____ Dataset

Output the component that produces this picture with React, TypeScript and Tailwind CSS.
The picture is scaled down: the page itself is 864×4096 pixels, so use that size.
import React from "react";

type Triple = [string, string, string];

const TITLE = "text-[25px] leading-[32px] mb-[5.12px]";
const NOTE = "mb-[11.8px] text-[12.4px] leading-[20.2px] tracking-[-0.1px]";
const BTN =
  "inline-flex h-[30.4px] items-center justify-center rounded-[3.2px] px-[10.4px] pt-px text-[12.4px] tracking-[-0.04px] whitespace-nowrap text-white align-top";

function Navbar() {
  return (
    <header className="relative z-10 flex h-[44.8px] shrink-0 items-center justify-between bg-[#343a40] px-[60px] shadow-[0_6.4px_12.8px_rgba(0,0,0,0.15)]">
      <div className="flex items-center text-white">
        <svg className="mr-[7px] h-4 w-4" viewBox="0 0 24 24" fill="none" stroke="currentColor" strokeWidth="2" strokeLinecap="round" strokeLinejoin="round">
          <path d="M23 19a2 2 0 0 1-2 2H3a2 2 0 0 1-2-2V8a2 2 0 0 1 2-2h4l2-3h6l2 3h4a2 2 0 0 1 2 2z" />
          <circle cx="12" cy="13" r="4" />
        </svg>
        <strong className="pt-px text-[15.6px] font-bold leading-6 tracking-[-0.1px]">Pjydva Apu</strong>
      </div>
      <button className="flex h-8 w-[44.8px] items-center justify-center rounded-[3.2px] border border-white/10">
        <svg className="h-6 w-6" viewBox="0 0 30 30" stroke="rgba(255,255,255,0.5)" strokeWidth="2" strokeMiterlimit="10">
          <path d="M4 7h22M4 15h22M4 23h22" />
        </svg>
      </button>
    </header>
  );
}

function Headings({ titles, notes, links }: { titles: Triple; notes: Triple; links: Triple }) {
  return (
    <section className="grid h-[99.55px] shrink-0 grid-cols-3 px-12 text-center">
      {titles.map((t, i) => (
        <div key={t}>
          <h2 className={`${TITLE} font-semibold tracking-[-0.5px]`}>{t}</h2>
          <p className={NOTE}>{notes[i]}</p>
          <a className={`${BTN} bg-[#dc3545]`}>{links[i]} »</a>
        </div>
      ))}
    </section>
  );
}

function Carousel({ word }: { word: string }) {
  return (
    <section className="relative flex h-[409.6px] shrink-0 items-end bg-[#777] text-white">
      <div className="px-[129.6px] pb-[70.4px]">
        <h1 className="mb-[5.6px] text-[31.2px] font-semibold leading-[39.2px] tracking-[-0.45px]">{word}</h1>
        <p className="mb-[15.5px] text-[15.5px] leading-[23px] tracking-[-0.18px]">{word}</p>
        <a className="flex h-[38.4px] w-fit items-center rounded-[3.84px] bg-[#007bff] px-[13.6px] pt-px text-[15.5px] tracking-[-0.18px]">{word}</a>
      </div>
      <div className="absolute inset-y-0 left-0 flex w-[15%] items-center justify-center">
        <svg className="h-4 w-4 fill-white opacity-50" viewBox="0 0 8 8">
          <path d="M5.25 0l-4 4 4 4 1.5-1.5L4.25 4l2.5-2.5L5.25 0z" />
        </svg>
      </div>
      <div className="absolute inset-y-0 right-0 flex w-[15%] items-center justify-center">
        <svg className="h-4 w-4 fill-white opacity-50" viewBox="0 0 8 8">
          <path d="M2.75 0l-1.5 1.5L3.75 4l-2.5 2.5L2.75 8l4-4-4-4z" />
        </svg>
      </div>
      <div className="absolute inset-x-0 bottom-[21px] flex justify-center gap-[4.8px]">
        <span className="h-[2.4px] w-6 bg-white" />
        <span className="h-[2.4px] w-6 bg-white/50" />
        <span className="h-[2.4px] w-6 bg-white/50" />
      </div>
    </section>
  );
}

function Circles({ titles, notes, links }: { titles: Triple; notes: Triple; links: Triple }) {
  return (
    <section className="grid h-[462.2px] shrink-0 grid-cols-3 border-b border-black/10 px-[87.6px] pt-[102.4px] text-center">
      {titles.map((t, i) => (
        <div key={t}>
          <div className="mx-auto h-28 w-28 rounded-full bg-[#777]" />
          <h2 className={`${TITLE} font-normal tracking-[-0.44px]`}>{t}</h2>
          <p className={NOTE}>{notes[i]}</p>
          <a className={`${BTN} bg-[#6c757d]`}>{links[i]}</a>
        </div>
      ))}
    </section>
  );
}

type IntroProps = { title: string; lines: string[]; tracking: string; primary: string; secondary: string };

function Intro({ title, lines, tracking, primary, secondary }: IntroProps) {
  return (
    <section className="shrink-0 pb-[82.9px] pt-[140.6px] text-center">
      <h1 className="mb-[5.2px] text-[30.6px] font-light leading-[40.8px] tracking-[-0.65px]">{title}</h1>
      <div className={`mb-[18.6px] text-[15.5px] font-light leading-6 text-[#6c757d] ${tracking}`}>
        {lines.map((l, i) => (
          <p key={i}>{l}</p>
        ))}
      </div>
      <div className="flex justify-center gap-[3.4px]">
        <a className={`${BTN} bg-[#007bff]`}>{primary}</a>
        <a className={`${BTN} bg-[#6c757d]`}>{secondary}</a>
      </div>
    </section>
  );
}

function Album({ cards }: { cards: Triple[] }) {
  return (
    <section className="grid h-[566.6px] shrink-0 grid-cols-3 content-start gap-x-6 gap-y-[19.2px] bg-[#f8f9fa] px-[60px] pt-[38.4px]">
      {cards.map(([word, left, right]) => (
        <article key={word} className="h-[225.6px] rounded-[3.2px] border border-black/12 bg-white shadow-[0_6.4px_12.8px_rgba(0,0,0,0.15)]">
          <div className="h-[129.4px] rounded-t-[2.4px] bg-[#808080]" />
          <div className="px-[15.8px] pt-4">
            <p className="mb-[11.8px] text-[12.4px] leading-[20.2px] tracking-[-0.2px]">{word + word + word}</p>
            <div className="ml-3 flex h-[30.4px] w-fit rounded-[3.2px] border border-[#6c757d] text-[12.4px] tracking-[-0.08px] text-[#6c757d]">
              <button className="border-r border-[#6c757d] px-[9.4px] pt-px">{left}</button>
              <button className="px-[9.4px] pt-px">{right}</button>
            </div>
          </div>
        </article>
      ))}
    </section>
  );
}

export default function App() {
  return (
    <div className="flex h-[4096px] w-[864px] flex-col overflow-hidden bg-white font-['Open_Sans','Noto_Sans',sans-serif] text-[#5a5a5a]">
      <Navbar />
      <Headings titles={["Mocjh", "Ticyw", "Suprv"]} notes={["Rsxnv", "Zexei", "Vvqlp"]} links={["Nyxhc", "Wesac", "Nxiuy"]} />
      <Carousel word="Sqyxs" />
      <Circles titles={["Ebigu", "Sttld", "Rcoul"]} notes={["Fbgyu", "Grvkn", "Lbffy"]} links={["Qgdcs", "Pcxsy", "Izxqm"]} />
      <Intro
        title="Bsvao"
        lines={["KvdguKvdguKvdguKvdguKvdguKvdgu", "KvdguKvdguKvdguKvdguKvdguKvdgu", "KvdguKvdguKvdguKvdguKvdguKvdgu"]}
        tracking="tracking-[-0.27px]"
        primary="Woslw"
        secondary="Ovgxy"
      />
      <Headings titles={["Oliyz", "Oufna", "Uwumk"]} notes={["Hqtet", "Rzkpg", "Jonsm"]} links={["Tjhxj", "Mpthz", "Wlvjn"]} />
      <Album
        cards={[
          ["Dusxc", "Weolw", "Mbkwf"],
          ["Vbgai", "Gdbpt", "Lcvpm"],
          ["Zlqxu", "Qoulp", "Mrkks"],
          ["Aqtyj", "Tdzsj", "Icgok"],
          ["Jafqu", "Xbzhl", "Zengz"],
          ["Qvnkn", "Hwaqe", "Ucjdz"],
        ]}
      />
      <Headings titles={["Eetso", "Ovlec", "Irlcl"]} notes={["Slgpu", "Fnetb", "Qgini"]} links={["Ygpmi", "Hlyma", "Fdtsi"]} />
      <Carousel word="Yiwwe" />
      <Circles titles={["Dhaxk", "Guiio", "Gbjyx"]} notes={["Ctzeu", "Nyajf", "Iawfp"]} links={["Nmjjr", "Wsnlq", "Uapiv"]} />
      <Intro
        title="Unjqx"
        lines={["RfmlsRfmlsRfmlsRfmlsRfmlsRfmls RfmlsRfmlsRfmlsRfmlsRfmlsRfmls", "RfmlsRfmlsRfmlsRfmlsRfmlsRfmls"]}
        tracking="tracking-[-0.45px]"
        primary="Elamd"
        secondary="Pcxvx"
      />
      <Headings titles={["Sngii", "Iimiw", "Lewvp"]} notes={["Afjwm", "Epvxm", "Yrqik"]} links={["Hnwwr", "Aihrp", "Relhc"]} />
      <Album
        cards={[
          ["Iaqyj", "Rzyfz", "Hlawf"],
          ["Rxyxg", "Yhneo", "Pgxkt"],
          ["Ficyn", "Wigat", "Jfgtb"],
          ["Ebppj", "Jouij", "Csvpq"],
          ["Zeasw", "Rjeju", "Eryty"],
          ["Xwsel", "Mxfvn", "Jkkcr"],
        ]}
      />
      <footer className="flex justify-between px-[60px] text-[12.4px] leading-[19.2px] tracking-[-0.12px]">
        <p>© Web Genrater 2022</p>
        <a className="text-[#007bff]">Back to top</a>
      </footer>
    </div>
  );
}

________
____ Dataset

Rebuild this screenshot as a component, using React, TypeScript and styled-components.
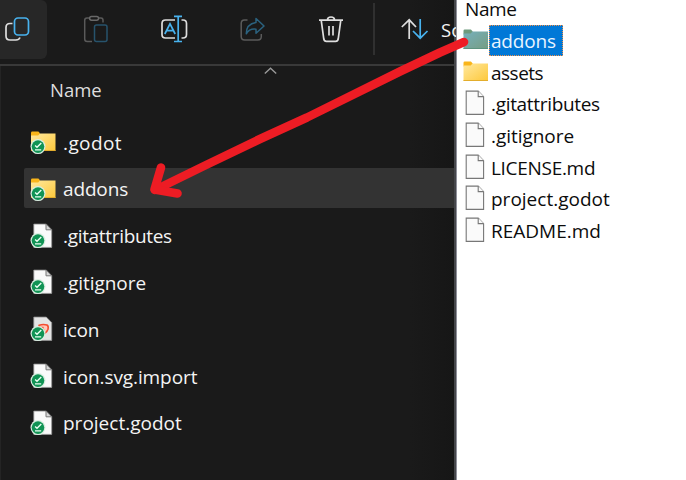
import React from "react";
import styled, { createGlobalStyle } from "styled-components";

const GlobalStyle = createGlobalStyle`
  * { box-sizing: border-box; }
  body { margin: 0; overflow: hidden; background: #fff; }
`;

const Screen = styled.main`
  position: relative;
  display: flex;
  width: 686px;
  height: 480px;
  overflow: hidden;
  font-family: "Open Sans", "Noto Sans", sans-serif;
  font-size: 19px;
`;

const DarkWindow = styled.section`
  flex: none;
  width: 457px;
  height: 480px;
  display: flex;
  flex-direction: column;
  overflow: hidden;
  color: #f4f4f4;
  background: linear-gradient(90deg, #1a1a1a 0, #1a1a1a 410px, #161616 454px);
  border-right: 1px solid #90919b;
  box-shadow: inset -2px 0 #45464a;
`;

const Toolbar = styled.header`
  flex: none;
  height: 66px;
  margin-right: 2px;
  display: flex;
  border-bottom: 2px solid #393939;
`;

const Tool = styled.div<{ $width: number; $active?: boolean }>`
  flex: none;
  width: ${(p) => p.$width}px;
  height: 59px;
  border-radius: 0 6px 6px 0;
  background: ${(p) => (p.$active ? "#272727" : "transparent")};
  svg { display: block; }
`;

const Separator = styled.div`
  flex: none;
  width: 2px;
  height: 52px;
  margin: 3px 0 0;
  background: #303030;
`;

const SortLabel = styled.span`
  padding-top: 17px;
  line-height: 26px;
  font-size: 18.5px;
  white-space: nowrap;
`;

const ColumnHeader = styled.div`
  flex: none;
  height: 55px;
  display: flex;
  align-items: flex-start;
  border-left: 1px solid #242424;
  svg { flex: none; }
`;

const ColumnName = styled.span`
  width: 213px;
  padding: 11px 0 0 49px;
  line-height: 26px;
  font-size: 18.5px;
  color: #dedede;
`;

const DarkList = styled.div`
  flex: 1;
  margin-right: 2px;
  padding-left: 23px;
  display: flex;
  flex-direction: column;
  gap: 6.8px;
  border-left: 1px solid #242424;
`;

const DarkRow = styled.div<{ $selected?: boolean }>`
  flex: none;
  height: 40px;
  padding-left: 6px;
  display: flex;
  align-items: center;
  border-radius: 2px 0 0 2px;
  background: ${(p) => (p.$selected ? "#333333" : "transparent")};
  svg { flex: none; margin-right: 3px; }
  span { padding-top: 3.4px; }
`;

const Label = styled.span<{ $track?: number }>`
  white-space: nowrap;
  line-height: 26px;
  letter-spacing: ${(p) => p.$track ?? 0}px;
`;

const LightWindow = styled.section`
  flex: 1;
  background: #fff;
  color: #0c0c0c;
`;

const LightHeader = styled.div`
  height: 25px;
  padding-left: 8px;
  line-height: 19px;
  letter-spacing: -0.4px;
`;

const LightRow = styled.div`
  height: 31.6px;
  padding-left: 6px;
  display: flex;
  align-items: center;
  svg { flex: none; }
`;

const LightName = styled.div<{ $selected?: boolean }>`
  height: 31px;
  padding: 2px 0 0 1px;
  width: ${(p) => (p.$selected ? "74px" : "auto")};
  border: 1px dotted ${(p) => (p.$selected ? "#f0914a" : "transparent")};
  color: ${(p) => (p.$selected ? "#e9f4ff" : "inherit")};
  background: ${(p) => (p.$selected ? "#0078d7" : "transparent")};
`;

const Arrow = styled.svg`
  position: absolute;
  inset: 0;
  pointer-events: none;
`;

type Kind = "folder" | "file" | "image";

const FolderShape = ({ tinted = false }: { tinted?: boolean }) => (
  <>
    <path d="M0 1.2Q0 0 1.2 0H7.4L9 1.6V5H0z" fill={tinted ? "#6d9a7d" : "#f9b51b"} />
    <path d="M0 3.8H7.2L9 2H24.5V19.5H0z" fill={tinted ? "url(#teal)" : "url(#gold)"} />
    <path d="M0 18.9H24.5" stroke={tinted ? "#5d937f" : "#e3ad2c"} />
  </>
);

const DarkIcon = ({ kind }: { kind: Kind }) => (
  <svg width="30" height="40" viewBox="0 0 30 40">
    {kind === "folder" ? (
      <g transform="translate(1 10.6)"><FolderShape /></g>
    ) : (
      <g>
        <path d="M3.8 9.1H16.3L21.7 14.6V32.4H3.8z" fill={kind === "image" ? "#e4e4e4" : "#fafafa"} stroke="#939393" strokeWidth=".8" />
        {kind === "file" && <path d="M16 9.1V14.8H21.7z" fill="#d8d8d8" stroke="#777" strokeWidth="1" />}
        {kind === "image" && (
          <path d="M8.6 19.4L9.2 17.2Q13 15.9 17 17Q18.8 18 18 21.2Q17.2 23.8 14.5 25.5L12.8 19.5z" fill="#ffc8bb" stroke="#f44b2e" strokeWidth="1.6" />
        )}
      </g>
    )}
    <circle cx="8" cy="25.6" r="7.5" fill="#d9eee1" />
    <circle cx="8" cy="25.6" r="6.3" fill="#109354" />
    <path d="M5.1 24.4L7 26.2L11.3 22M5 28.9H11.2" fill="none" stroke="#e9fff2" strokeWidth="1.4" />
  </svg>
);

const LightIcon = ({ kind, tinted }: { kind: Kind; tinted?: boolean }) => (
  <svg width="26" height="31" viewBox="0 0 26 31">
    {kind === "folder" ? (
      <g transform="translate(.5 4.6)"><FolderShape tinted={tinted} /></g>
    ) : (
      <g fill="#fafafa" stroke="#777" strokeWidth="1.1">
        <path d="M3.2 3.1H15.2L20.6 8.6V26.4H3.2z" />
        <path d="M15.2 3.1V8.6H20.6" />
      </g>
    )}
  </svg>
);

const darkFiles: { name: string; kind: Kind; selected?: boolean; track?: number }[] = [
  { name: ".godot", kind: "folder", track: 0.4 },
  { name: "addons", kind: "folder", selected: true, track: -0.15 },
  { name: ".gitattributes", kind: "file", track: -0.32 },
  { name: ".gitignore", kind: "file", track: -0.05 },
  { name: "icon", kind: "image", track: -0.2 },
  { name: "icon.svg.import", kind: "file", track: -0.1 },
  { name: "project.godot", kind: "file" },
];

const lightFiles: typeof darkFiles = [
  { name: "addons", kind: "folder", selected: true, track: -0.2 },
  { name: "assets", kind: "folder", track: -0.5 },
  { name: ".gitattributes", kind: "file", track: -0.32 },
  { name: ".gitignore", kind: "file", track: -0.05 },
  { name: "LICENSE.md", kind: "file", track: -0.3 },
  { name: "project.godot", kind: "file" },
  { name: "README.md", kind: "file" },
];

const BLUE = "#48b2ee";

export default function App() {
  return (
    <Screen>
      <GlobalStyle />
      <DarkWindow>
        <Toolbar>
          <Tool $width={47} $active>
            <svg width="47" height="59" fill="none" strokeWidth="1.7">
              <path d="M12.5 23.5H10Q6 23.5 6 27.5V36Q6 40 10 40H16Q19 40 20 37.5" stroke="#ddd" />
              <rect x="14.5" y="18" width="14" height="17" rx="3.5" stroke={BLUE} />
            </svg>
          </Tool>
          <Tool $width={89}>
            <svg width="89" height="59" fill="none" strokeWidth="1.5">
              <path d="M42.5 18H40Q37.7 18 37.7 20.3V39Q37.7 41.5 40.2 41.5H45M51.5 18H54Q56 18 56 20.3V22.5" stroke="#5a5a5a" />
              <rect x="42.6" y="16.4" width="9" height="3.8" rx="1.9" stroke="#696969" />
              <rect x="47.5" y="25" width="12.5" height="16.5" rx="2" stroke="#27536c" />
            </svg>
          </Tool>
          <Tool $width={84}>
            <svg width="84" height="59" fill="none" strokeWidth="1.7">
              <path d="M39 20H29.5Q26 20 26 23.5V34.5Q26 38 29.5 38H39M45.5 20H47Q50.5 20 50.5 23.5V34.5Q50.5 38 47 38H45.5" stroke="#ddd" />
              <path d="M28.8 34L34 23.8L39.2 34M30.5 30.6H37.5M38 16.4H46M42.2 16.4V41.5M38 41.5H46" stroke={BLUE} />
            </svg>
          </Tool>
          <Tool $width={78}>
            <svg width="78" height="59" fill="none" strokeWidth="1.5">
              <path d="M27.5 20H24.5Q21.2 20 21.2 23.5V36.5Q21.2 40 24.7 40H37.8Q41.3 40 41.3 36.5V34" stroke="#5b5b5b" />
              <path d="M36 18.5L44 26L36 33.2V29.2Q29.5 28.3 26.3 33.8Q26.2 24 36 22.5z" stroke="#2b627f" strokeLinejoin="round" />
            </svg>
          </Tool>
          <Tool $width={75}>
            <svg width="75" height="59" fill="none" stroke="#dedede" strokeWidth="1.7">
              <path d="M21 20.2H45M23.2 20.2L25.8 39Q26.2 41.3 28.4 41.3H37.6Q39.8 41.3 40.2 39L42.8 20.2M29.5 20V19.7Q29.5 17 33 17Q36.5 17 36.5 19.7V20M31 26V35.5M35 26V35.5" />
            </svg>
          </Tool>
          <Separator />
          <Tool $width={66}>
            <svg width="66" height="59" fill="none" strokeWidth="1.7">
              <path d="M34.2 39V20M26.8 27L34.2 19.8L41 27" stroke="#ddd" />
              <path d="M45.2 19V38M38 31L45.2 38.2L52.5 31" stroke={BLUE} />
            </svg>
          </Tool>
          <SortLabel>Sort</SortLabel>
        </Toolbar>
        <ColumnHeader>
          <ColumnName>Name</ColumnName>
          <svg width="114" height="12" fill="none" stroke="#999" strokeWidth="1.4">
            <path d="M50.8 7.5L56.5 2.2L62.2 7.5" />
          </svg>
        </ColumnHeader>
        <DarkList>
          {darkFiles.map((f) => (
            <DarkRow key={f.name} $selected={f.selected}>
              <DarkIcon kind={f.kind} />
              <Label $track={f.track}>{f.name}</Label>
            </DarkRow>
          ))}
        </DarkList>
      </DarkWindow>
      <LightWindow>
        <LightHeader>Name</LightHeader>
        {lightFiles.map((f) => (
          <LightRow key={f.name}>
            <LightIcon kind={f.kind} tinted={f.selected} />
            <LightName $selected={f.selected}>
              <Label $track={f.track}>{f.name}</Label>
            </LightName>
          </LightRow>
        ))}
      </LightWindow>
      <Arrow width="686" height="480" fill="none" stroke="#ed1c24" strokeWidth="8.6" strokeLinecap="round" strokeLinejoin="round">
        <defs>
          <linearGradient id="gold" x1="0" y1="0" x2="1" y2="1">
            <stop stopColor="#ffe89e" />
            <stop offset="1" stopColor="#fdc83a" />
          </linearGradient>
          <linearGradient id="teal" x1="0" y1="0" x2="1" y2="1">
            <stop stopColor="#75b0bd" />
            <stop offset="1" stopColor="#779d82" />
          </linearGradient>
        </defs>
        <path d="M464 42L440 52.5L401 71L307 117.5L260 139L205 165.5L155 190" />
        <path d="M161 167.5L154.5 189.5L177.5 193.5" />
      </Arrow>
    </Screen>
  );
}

________

Aim of the exercise: Each line from the one holding "The picture is" to the one holding "type Triple = [string, string, string];", those two included, is to be transcribed exactly, and no other line.

Answer below:
The picture is scaled down: the page itself is 864×4096 pixels, so use that size.
import React from "react";

type Triple = [string, string, string];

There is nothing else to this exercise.